* START Source material *

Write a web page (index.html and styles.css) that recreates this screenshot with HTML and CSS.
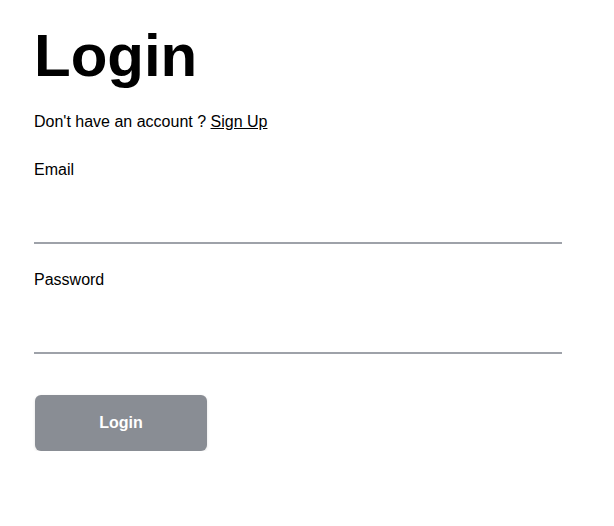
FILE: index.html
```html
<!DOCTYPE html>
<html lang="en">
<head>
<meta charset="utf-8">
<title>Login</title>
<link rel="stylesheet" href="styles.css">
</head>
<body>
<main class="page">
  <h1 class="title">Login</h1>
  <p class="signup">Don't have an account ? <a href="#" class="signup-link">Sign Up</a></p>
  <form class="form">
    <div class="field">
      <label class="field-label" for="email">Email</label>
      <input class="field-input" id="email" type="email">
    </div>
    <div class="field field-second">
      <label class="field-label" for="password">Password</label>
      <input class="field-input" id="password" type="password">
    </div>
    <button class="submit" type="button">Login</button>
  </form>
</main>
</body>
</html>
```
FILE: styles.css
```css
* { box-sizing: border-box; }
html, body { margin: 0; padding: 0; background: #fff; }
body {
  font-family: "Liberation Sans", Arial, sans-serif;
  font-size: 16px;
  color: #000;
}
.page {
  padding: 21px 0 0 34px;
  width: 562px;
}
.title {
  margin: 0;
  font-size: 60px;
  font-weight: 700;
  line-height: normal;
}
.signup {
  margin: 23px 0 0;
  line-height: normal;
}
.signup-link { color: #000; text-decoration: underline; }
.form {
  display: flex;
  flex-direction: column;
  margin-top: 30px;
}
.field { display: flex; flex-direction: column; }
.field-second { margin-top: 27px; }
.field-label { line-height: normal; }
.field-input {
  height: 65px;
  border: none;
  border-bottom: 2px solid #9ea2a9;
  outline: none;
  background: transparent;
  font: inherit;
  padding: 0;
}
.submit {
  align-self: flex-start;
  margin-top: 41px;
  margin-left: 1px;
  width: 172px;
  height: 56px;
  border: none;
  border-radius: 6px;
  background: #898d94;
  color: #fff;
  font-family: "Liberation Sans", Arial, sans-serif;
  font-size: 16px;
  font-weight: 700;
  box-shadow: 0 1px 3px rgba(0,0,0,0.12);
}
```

* END Source material *

Task instructions. Copy each line that holds the word "styles".

Problem solution.
Write a web page (index.html and styles.css) that recreates this screenshot with HTML and CSS.
<link rel="stylesheet" href="styles.css">
FILE: styles.css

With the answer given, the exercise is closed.